### RECORDED DATA
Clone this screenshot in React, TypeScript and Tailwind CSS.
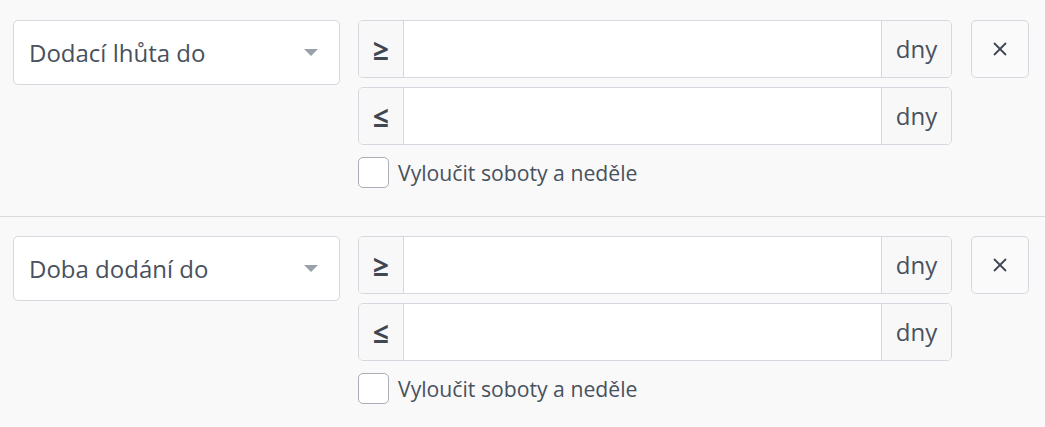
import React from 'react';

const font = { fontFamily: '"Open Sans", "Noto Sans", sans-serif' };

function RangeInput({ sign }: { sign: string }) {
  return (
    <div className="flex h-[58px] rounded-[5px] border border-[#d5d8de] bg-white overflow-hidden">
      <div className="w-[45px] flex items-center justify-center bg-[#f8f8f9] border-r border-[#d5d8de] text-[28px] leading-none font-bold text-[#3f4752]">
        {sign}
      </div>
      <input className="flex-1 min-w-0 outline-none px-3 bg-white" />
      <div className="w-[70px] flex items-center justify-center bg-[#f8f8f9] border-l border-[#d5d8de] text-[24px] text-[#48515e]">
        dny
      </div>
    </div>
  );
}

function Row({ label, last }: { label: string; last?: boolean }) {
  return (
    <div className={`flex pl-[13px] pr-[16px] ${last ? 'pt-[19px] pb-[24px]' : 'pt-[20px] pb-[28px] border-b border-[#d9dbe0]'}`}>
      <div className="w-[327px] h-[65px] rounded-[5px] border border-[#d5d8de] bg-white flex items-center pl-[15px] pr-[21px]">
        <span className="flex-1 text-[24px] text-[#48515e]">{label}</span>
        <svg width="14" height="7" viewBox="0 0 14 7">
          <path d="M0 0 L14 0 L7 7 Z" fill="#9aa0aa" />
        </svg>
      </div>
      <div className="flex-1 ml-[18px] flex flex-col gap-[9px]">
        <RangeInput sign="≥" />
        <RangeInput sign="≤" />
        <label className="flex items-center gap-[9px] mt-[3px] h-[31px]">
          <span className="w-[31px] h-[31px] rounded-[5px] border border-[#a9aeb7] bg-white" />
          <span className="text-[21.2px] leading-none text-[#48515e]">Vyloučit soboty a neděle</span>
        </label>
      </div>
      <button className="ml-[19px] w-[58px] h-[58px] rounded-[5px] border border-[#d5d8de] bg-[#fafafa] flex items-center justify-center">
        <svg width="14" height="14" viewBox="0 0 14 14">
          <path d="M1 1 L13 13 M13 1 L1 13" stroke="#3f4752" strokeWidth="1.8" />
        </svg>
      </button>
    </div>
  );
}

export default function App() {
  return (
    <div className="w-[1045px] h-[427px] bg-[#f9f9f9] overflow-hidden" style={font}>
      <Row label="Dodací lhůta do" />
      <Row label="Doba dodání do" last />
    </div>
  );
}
######
### RECORDED DATA
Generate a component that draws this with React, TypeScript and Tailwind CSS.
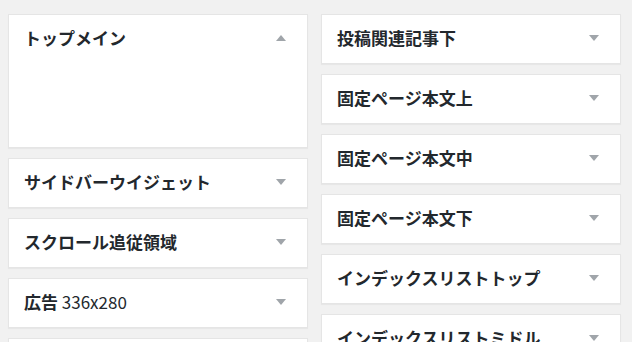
######
● EXERCISE
In the listing, find every line containing the word "this" and list it.

● ANSWER
Clone this screenshot in React, TypeScript and Tailwind CSS.
Generate a component that draws this with React, TypeScript and Tailwind CSS.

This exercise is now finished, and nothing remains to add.